I have many things to comment on about your post, ...

2009-01-15T17:36:00.000-08:00

I have many things to comment on about your post, and will try to do so soon - but I did want to respond immediately to one thing...

You seem to be looking at file format standards as ONLY focusing on the file format and NOT on the behavior of "conforming readers". Each of the various ISO PDF standards (PDF/X - 15930, PDF/A - 19005, PDF/E - 24517 and PDF 1.7 - 32000) _ALL_ include NOT ONLY the requirements for the file format BUT ALSO specific requirements for a conforming reader of that format. So it's NOT JUST about parsing the format according BUT ALSO about following the rules for rendering it correctly and reliably.

Leonard Rosenthol
PDF Standards Architect
Adobe Systems

This post sheds an interesting light on its predec...

2009-01-15T15:22:00.000-08:00

This post sheds an interesting light on its predecessor, in which I discuss the plight of the poor sucker chosen to implement a renderer for a format, based only on a preserved specification, long after the renderers that were originally used for it have become obsolete.

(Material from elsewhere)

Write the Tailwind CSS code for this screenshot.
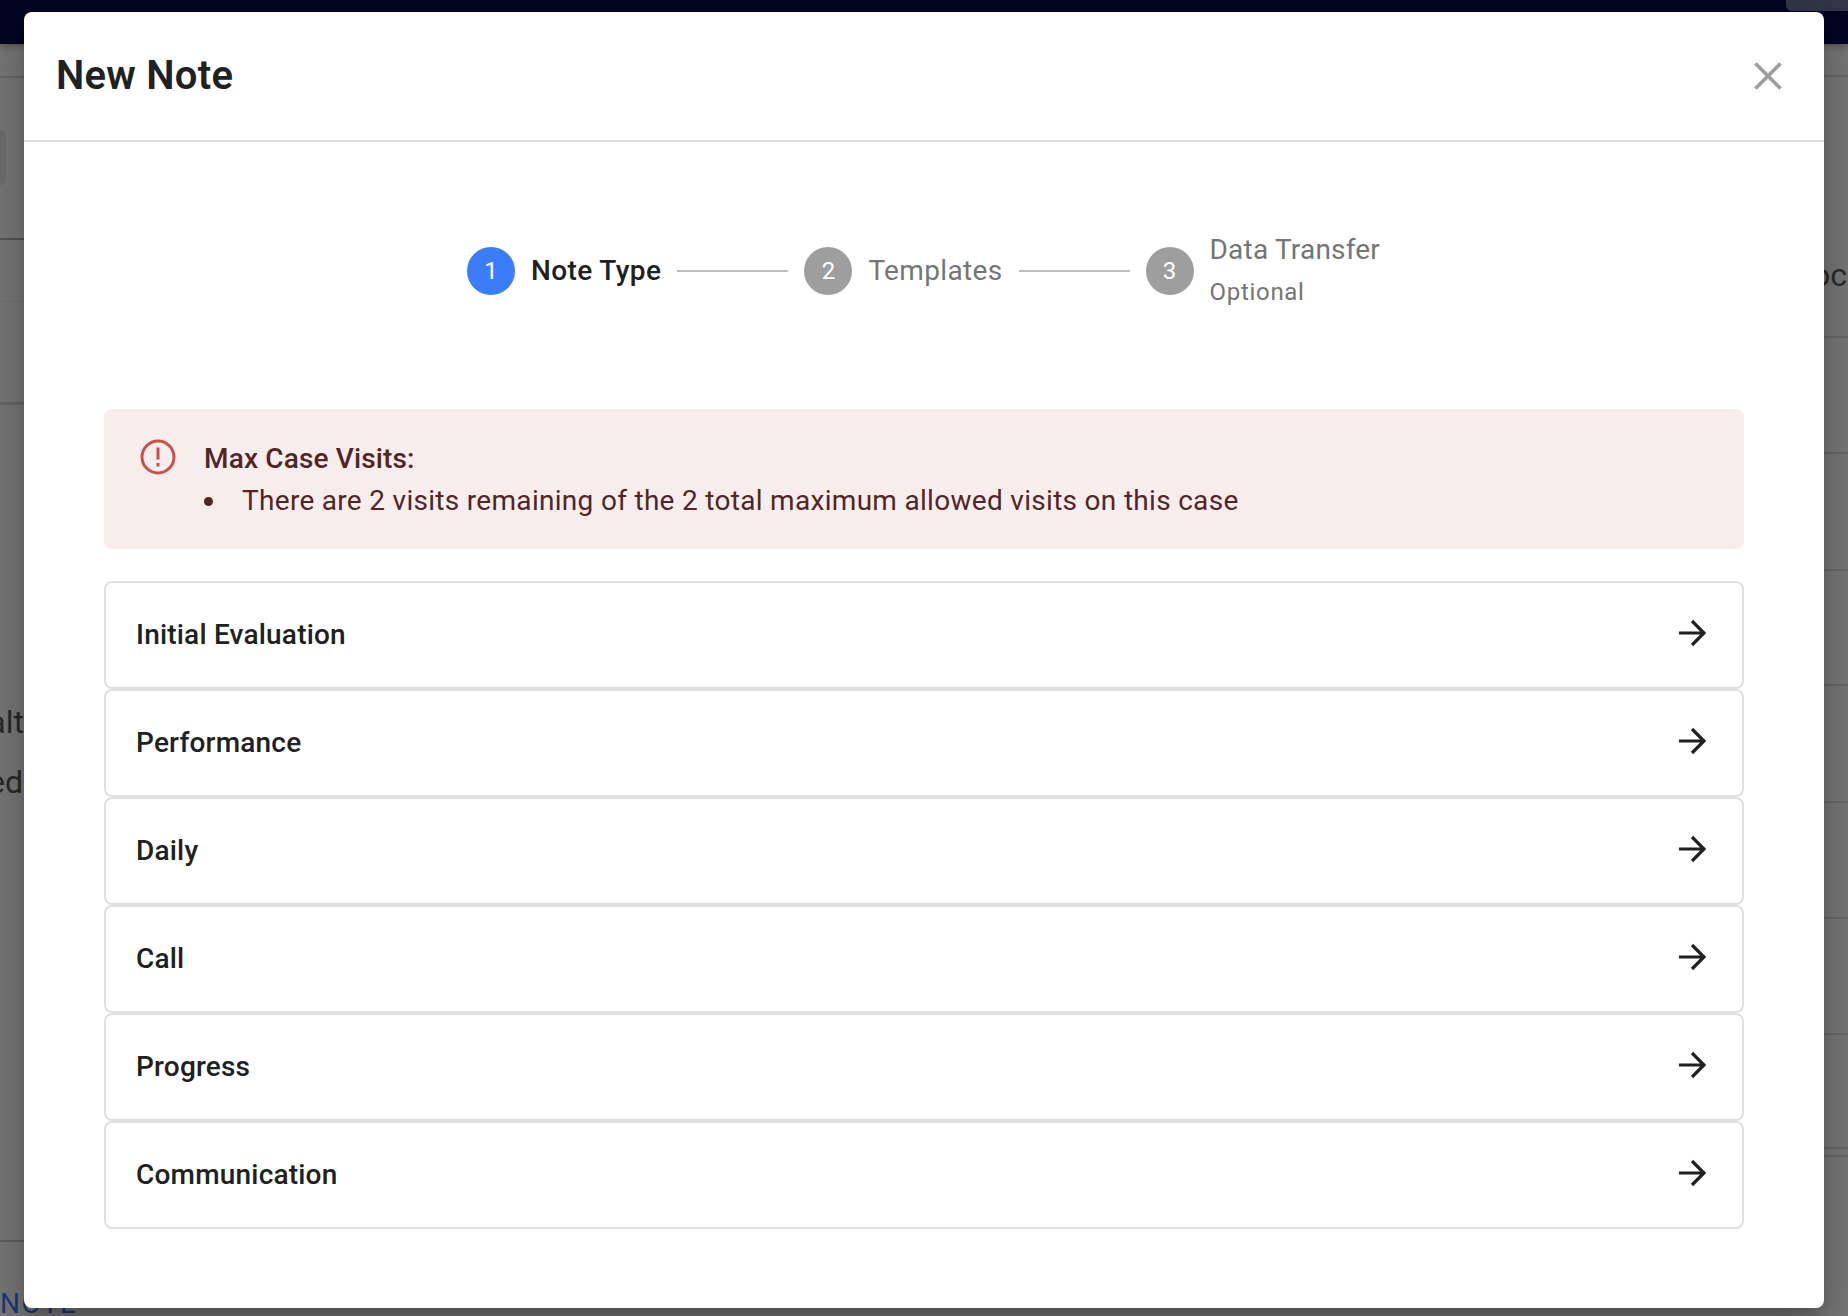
<!DOCTYPE html>
<html lang="en">
<head>
    <meta charset="UTF-8">
    <title>New Note</title>
    <script src="https://cdn.jsdelivr.net/npm/@tailwindcss/browser@4"></script>
</head>
<body class="relative flex h-[1316px] w-[1848px] flex-col overflow-hidden bg-[#787878] font-['Roboto',sans-serif]">

<!-- page behind the dialog -->
<div class="relative z-10 flex h-[44px] shrink-0 justify-end bg-[#030522] shadow-[0_2px_8px_rgba(0,0,0,0.35)]">
    <div class="h-[11px] w-[62px] rounded-bl-[6px] bg-[#33354a]"></div>
</div>
<div class="flex flex-1 justify-between text-[32px] leading-[46px] text-[#2a2a2a]">
    <div class="flex w-[24px] flex-col overflow-hidden">
        <div class="h-[34px] shrink-0 border-b-2 border-[#686868]"></div>
        <div class="h-[162px] shrink-0 border-b-2 border-[#555555] pt-[52px]"><div class="h-[55px] w-[6px] rounded-r-[8px] bg-[#6e6e6e]"></div></div>
        <div class="h-[62px] shrink-0 border-b border-[#727272]"></div>
        <div class="h-[103px] shrink-0 border-b-[3px] border-[#686868]"></div>
        <div class="mt-[294px] flex h-[46px] shrink-0 justify-end">alt</div>
        <div class="mt-[14px] flex h-[46px] shrink-0 justify-end pr-[1px]">ed</div>
        <div class="h-[437px] shrink-0 border-b-2 border-[#606060]"></div>
    </div>
    <div class="flex w-[24px] flex-col overflow-hidden">
        <div class="h-[33px] shrink-0 border-b-2 border-[#686868]"></div>
        <div class="flex h-[261px] shrink-0 justify-end border-b-2 border-[#686868] pr-[1px] pt-[175px]">oc</div>
        <div class="h-[116px] shrink-0 border-b-2 border-[#686868]"></div>
        <div class="h-[117px] shrink-0 border-b-2 border-[#686868]"></div>
        <div class="h-[115px] shrink-0 border-b-2 border-[#686868]"></div>
        <div class="h-[117px] shrink-0 border-b-2 border-[#686868]"></div>
        <div class="h-[116px] shrink-0 border-b-2 border-[#686868]"></div>
        <div class="h-[116px] shrink-0 border-b-2 border-[#686868]"></div>
        <div class="h-[114px] shrink-0 border-b-2 border-[#686868]"></div>
        <div class="h-[8px] shrink-0 border-b-2 border-[#686868]"></div>
    </div>
</div>
<div class="absolute left-0 top-[1286px] text-[28px] leading-[36px] tracking-[1.5px] text-[#1c3a78]">NOTE</div>

<!-- dialog -->
<div class="absolute left-[24px] top-[12px] z-20 flex h-[1296px] w-[1800px] flex-col rounded-[8px] bg-white shadow-[0_11px_15px_-7px_rgba(0,0,0,0.2),0_24px_38px_3px_rgba(0,0,0,0.14),0_9px_46px_8px_rgba(0,0,0,0.12)]">
    <div class="flex h-[130px] shrink-0 items-center justify-between border-b-2 border-[#e0e0e0] pl-[32px] pr-[42px]">
        <h1 class="text-[40px] font-semibold tracking-[0.25px] text-[#212121]">New Note</h1>
        <svg class="h-[28px] w-[28px]" viewBox="0 0 28 28" fill="none" stroke="#9e9e9e" stroke-width="3.6"><path d="M1.500 1.500 L26.500 26.500 M26.500 1.500 L1.500 26.500"/></svg>
    </div>

    <div class="flex flex-col px-[80px]">
        <!-- stepper -->
        <div class="flex h-[267px] items-center justify-center pb-[9px] pr-[1px] text-[28px]">
            <div class="flex h-[48px] w-[48px] items-center justify-center rounded-full bg-[#3b7cf8] text-[24px] text-white">1</div>
            <span class="ml-[16px] font-medium tracking-[0.4px] text-[#212121]">Note Type</span>
            <div class="mx-[16px] h-[2px] w-[111px] bg-[#bdbdbd]"></div>
            <div class="flex h-[48px] w-[48px] items-center justify-center rounded-full bg-[#9e9e9e] text-[24px] text-white">2</div>
            <span class="ml-[16px] tracking-[0.35px] text-[#757575]">Templates</span>
            <div class="mx-[16px] h-[2px] w-[111px] bg-[#bdbdbd]"></div>
            <div class="flex h-[48px] w-[48px] items-center justify-center rounded-full bg-[#9e9e9e] text-[24px] text-white">3</div>
            <div class="ml-[16px] flex flex-col text-[#757575]">
                <span class="leading-[42px] tracking-[0.2px]">Data Transfer</span>
                <span class="text-[24px] leading-[42px] tracking-[0.7px]">Optional</span>
            </div>
        </div>

        <!-- alert -->
        <div class="flex h-[140px] rounded-[8px] bg-[#f7eded] pl-[36px] pt-[30px] text-[28px] text-[#532525]">
            <svg class="h-[36px] w-[36px] shrink-0" viewBox="0 0 36 36" fill="none" stroke="#cb4f47" stroke-width="3"><circle cx="18" cy="18" r="16"/><path d="M18 8.500 V20.500 M18 24 V27.500"/></svg>
            <div class="ml-[28px] -mt-[1px]">
                <div class="font-medium leading-[42px] tracking-[0.15px]">Max Case Visits:</div>
                <ul class="leading-[42px] tracking-[0.3px]">
                    <li class="flex items-center"><span class="mr-[29px] h-[9px] w-[9px] rounded-full bg-[#532525]"></span>There are 2 visits remaining of the 2 total maximum allowed visits on this case</li>
                </ul>
            </div>
        </div>

        <!-- note types -->
        <div class="mt-[32px] flex flex-col text-[28px] font-medium tracking-[0.2px] text-[#212121]">
            <button class="flex h-[108px] items-center justify-between rounded-[8px] border-2 border-[#e0e0e0] pl-[30px] pr-[36px]">Initial Evaluation
                <svg class="mb-[4px] h-[28px] w-[28px]" viewBox="0 0 28 28" fill="none" stroke="#212121" stroke-width="3.2"><path d="M1 14 H26 M14 2 L26 14 L14 26"/></svg></button>
            <button class="flex h-[108px] items-center justify-between rounded-[8px] border-2 border-[#e0e0e0] pl-[30px] pr-[36px]">Performance
                <svg class="mb-[4px] h-[28px] w-[28px]" viewBox="0 0 28 28" fill="none" stroke="#212121" stroke-width="3.2"><path d="M1 14 H26 M14 2 L26 14 L14 26"/></svg></button>
            <button class="flex h-[108px] items-center justify-between rounded-[8px] border-2 border-[#e0e0e0] pl-[30px] pr-[36px]">Daily
                <svg class="mb-[4px] h-[28px] w-[28px]" viewBox="0 0 28 28" fill="none" stroke="#212121" stroke-width="3.2"><path d="M1 14 H26 M14 2 L26 14 L14 26"/></svg></button>
            <button class="flex h-[108px] items-center justify-between rounded-[8px] border-2 border-[#e0e0e0] pl-[30px] pr-[36px]">Call
                <svg class="mb-[4px] h-[28px] w-[28px]" viewBox="0 0 28 28" fill="none" stroke="#212121" stroke-width="3.2"><path d="M1 14 H26 M14 2 L26 14 L14 26"/></svg></button>
            <button class="flex h-[108px] items-center justify-between rounded-[8px] border-2 border-[#e0e0e0] pl-[30px] pr-[36px]">Progress
                <svg class="mb-[4px] h-[28px] w-[28px]" viewBox="0 0 28 28" fill="none" stroke="#212121" stroke-width="3.2"><path d="M1 14 H26 M14 2 L26 14 L14 26"/></svg></button>
            <button class="flex h-[108px] items-center justify-between rounded-[8px] border-2 border-[#e0e0e0] pl-[30px] pr-[36px]">Communication
                <svg class="mb-[4px] h-[28px] w-[28px]" viewBox="0 0 28 28" fill="none" stroke="#212121" stroke-width="3.2"><path d="M1 14 H26 M14 2 L26 14 L14 26"/></svg></button>
        </div>
    </div>
</div>

</body>
</html>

If the poor sucker believes the specification, he will produce something that conforms to it. This renderer will object to non-conforming input, so will not render a substantial proportion of the preserved files in the format at all. The correct approach to building a renderer is to observe Postel's Law, and do the best you can with whatever input you get. The techniques for doing so will be embedded in the code of the renderers that were in use when the format was current, they will not be in the specification at all. If there is an open-source renderer, these techniques can be used directly. Otherwise, they have to be re-discovered ab initio, a difficult and error-prone task especially since there is no way of comparing the output of the new renderer with any of the originals.

Also, I should have tipped the hat to Keith Johnson, who pointed me to the history of the Robustness Principle.